While he did not see the truck, Mr MacSharry said it was clear from the bodies strewn along the road as he ran back to his hotel that it had already passed, travelling in the opposite direction.

“The truck had obviously come down in the opposite direction and people were dead on the roadside opposite me. It was terrible, and seeing all their families and friends trying to help them.

“The truck had passed down where I saw the dead bodies, getting away as speedily as I could from the whole episode. It appeared to me there were shots. I think I did hear them but with the hysteria of people, we were not sure. “

He added that there were thousands of people out to celebrate Bastille Day and watch the fireworks display.

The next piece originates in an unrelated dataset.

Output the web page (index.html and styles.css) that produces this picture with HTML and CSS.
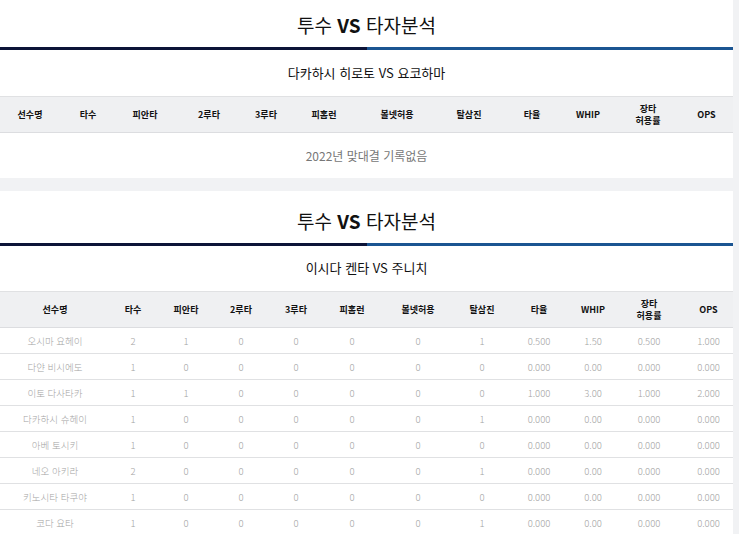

“It was horrific to see so many people in a state of terror and not knowing whether there were other gunmen around and running into hotels, offices and rooms. We just kept going back to our hotel.

“There were thousands of people between me and the main body of people. You would have known by the sounds coming that it was something horrible. There were thousands there.

“I would have thought someone was running around with machine guns and it seems there were shots. It was shock and horror. The news was beginning to report dozens dead.”

He said “everything was calm until the fireworks concluded” at around 10.30pm local time, which he felt suggested the attack was timed to begin at that point.

He said the European soccer championships had just finished in France without a terrorist incident, but that this attack happened not even a week after the final between France and Portugal.

“It is a very sad occasion and the place is on lockdown. My sympathies are with the families concerned. I understand some Irish are involved. It is sad for the people of France. It can’t go on.”